Una domenica mia madre con emozione mi disse”…
Guarda chi c’è?…
La folla ostruiva la chiara vista ma riuscii a scorgere i suoi occhi blu.
Lo abbracciai forte quasi come se volessi colmare quel vuoto che mi aveva accompagnato per tanto tempo.
Avevo riversato in lui la responsabilità di quell’assenza, domande irrisolte e sensi di colpa nel tempo mi avevano nutrita.
Nelle visite che susseguivano anche se accanto lo percepivo distante, avevo metabolizzato in parte quel dolore ma inconsciamente lo rifiutavo.
Continuai ad amarlo come una bambina ama suo padre con l’unica differenza che la rabbia aveva cancellato parte della mia purezza e qualcosa in me era cambiato.
Con gli anni, divenuta ormai donna chiesi a mia madre spiegazioni sul perché di quell’assenza così lunga. Mi disse che papà si era ammalato di tubercolosi dopo la guerra e i dottori lo avevano messo in isolamento poiché infetto.

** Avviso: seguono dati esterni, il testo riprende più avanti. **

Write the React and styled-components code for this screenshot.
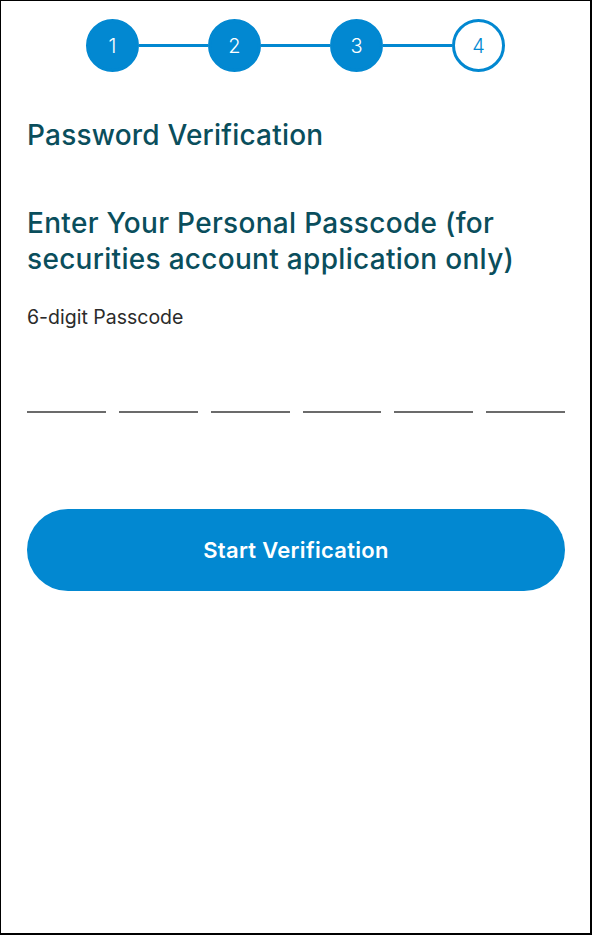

I sensi di colpa per averlo odiato in quegli anni mi dilaniavano, ma ormai si era creata una voragine troppo colma di rancore per rimediare.

Se solo mi avessero dato delle spiegazioni, se ci fosse stato dialogo in famiglia, non avrei vissuto con quella spina nel cuore.
Mi ripromisi che con i miei figli e i nipoti sarebbe stato diverso nel bene e nel male.
Il dolore per quanto noi non lo vogliamo, modifica e in parte arrestata.